_PROBLEM_
Transcribe all of the data exactly. Omit the pictures.
-- start --
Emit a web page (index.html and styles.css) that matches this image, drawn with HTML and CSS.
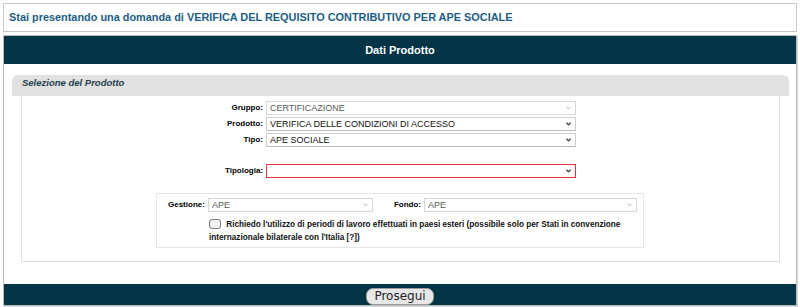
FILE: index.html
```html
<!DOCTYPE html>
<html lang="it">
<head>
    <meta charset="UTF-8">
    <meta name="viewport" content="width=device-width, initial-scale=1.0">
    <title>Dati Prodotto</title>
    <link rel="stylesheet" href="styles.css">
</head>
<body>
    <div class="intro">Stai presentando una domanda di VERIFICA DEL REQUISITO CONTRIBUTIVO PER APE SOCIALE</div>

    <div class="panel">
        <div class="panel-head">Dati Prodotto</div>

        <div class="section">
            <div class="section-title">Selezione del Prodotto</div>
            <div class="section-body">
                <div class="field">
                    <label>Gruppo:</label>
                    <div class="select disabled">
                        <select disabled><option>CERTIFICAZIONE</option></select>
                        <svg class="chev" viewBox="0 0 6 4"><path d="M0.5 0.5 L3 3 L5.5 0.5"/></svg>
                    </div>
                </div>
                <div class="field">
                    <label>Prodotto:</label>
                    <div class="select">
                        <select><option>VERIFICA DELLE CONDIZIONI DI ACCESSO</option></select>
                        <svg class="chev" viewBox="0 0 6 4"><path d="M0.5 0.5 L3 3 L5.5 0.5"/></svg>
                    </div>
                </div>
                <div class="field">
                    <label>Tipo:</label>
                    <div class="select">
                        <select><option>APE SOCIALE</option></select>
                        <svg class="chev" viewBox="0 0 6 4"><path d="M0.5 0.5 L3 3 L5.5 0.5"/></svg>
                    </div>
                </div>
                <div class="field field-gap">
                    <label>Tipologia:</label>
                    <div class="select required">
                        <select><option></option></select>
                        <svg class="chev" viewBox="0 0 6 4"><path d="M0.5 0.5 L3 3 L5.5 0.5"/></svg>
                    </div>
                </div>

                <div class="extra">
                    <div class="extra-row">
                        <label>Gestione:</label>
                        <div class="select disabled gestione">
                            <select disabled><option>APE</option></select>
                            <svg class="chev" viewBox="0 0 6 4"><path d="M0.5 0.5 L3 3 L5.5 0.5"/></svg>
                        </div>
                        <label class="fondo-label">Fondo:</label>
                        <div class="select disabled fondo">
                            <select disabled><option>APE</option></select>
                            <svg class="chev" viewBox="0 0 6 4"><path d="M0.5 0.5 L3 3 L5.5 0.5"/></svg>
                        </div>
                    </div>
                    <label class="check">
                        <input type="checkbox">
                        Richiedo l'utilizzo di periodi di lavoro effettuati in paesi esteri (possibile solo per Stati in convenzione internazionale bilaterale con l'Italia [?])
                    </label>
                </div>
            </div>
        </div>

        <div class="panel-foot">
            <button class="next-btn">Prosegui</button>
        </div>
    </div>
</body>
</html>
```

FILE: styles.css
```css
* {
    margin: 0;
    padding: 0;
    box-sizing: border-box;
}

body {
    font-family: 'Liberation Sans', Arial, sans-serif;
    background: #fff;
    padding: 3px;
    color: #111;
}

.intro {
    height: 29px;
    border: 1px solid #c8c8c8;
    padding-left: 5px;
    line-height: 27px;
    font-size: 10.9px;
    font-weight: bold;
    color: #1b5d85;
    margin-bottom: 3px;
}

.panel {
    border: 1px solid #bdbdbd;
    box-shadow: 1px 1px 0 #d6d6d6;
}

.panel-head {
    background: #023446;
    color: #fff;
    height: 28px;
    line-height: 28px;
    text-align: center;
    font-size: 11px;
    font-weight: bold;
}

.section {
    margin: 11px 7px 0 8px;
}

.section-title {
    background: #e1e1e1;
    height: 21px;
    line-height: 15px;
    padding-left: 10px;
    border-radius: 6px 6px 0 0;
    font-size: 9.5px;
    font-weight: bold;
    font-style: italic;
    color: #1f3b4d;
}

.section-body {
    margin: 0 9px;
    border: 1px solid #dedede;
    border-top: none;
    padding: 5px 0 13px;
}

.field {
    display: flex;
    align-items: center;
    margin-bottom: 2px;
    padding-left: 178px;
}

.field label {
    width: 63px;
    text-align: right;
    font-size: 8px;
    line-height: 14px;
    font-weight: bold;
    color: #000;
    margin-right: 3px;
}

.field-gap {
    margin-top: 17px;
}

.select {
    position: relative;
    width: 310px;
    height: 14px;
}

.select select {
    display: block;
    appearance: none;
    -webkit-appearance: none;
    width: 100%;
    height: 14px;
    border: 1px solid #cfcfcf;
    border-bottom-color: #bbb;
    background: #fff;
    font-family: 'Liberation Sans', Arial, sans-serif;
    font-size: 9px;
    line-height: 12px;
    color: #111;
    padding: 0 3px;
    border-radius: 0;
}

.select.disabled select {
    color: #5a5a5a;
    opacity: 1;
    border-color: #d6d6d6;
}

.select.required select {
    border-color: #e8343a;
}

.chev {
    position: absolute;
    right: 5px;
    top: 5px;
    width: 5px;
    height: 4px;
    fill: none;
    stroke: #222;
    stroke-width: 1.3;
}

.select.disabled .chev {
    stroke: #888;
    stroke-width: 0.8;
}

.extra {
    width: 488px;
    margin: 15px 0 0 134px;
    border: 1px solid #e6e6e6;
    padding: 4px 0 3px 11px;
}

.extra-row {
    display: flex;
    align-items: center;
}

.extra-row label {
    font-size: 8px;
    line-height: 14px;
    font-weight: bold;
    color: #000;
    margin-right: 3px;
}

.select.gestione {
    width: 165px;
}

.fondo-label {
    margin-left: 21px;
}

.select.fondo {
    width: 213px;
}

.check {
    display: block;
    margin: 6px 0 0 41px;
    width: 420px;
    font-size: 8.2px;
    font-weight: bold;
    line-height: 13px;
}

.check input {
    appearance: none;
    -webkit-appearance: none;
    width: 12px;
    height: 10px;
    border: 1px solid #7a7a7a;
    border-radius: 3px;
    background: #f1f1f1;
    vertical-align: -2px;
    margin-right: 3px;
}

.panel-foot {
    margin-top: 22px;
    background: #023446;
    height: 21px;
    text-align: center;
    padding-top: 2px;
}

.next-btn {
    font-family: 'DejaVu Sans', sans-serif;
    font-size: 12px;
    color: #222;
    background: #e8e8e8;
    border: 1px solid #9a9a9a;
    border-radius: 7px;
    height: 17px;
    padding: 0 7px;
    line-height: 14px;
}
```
-- end --
_COMPLETED TASK_
Emit a web page (index.html and styles.css) that matches this image, drawn with HTML and CSS.
FILE: index.html
```html
<!DOCTYPE html>
<html lang="it">
<head>
    <meta charset="UTF-8">
    <meta name="viewport" content="width=device-width, initial-scale=1.0">
    <title>Dati Prodotto</title>
    <link rel="stylesheet" href="styles.css">
</head>
<body>
    <div class="intro">Stai presentando una domanda di VERIFICA DEL REQUISITO CONTRIBUTIVO PER APE SOCIALE</div>

    <div class="panel">
        <div class="panel-head">Dati Prodotto</div>

        <div class="section">
            <div class="section-title">Selezione del Prodotto</div>
            <div class="section-body">
                <div class="field">
                    <label>Gruppo:</label>
                    <div class="select disabled">
                        <select disabled><option>CERTIFICAZIONE</option></select>
                        <svg class="chev" viewBox="0 0 6 4"><path d="M0.5 0.5 L3 3 L5.5 0.5"/></svg>
                    </div>
                </div>
                <div class="field">
                    <label>Prodotto:</label>
                    <div class="select">
                        <select><option>VERIFICA DELLE CONDIZIONI DI ACCESSO</option></select>
                        <svg class="chev" viewBox="0 0 6 4"><path d="M0.5 0.5 L3 3 L5.5 0.5"/></svg>
                    </div>
                </div>
                <div class="field">
                    <label>Tipo:</label>
                    <div class="select">
                        <select><option>APE SOCIALE</option></select>
                        <svg class="chev" viewBox="0 0 6 4"><path d="M0.5 0.5 L3 3 L5.5 0.5"/></svg>
                    </div>
                </div>
                <div class="field field-gap">
                    <label>Tipologia:</label>
                    <div class="select required">
                        <select><option></option></select>
                        <svg class="chev" viewBox="0 0 6 4"><path d="M0.5 0.5 L3 3 L5.5 0.5"/></svg>
                    </div>
                </div>

                <div class="extra">
                    <div class="extra-row">
                        <label>Gestione:</label>
                        <div class="select disabled gestione">
                            <select disabled><option>APE</option></select>
                            <svg class="chev" viewBox="0 0 6 4"><path d="M0.5 0.5 L3 3 L5.5 0.5"/></svg>
                        </div>
                        <label class="fondo-label">Fondo:</label>
                        <div class="select disabled fondo">
                            <select disabled><option>APE</option></select>
                            <svg class="chev" viewBox="0 0 6 4"><path d="M0.5 0.5 L3 3 L5.5 0.5"/></svg>
                        </div>
                    </div>
                    <label class="check">
                        <input type="checkbox">
                        Richiedo l'utilizzo di periodi di lavoro effettuati in paesi esteri (possibile solo per Stati in convenzione internazionale bilaterale con l'Italia [?])
                    </label>
                </div>
            </div>
        </div>

        <div class="panel-foot">
            <button class="next-btn">Prosegui</button>
        </div>
    </div>
</body>
</html>
```

FILE: styles.css
```css
* {
    margin: 0;
    padding: 0;
    box-sizing: border-box;
}

body {
    font-family: 'Liberation Sans', Arial, sans-serif;
    background: #fff;
    padding: 3px;
    color: #111;
}

.intro {
    height: 29px;
    border: 1px solid #c8c8c8;
    padding-left: 5px;
    line-height: 27px;
    font-size: 10.9px;
    font-weight: bold;
    color: #1b5d85;
    margin-bottom: 3px;
}

.panel {
    border: 1px solid #bdbdbd;
    box-shadow: 1px 1px 0 #d6d6d6;
}

.panel-head {
    background: #023446;
    color: #fff;
    height: 28px;
    line-height: 28px;
    text-align: center;
    font-size: 11px;
    font-weight: bold;
}

.section {
    margin: 11px 7px 0 8px;
}

.section-title {
    background: #e1e1e1;
    height: 21px;
    line-height: 15px;
    padding-left: 10px;
    border-radius: 6px 6px 0 0;
    font-size: 9.5px;
    font-weight: bold;
    font-style: italic;
    color: #1f3b4d;
}

.section-body {
    margin: 0 9px;
    border: 1px solid #dedede;
    border-top: none;
    padding: 5px 0 13px;
}

.field {
    display: flex;
    align-items: center;
    margin-bottom: 2px;
    padding-left: 178px;
}

.field label {
    width: 63px;
    text-align: right;
    font-size: 8px;
    line-height: 14px;
    font-weight: bold;
    color: #000;
    margin-right: 3px;
}

.field-gap {
    margin-top: 17px;
}

.select {
    position: relative;
    width: 310px;
    height: 14px;
}

.select select {
    display: block;
    appearance: none;
    -webkit-appearance: none;
    width: 100%;
    height: 14px;
    border: 1px solid #cfcfcf;
    border-bottom-color: #bbb;
    background: #fff;
    font-family: 'Liberation Sans', Arial, sans-serif;
    font-size: 9px;
    line-height: 12px;
    color: #111;
    padding: 0 3px;
    border-radius: 0;
}

.select.disabled select {
    color: #5a5a5a;
    opacity: 1;
    border-color: #d6d6d6;
}

.select.required select {
    border-color: #e8343a;
}

.chev {
    position: absolute;
    right: 5px;
    top: 5px;
    width: 5px;
    height: 4px;
    fill: none;
    stroke: #222;
    stroke-width: 1.3;
}

.select.disabled .chev {
    stroke: #888;
    stroke-width: 0.8;
}

.extra {
    width: 488px;
    margin: 15px 0 0 134px;
    border: 1px solid #e6e6e6;
    padding: 4px 0 3px 11px;
}

.extra-row {
    display: flex;
    align-items: center;
}

.extra-row label {
    font-size: 8px;
    line-height: 14px;
    font-weight: bold;
    color: #000;
    margin-right: 3px;
}

.select.gestione {
    width: 165px;
}

.fondo-label {
    margin-left: 21px;
}

.select.fondo {
    width: 213px;
}

.check {
    display: block;
    margin: 6px 0 0 41px;
    width: 420px;
    font-size: 8.2px;
    font-weight: bold;
    line-height: 13px;
}

.check input {
    appearance: none;
    -webkit-appearance: none;
    width: 12px;
    height: 10px;
    border: 1px solid #7a7a7a;
    border-radius: 3px;
    background: #f1f1f1;
    vertical-align: -2px;
    margin-right: 3px;
}

.panel-foot {
    margin-top: 22px;
    background: #023446;
    height: 21px;
    text-align: center;
    padding-top: 2px;
}

.next-btn {
    font-family: 'DejaVu Sans', sans-serif;
    font-size: 12px;
    color: #222;
    background: #e8e8e8;
    border: 1px solid #9a9a9a;
    border-radius: 7px;
    height: 17px;
    padding: 0 7px;
    line-height: 14px;
}
```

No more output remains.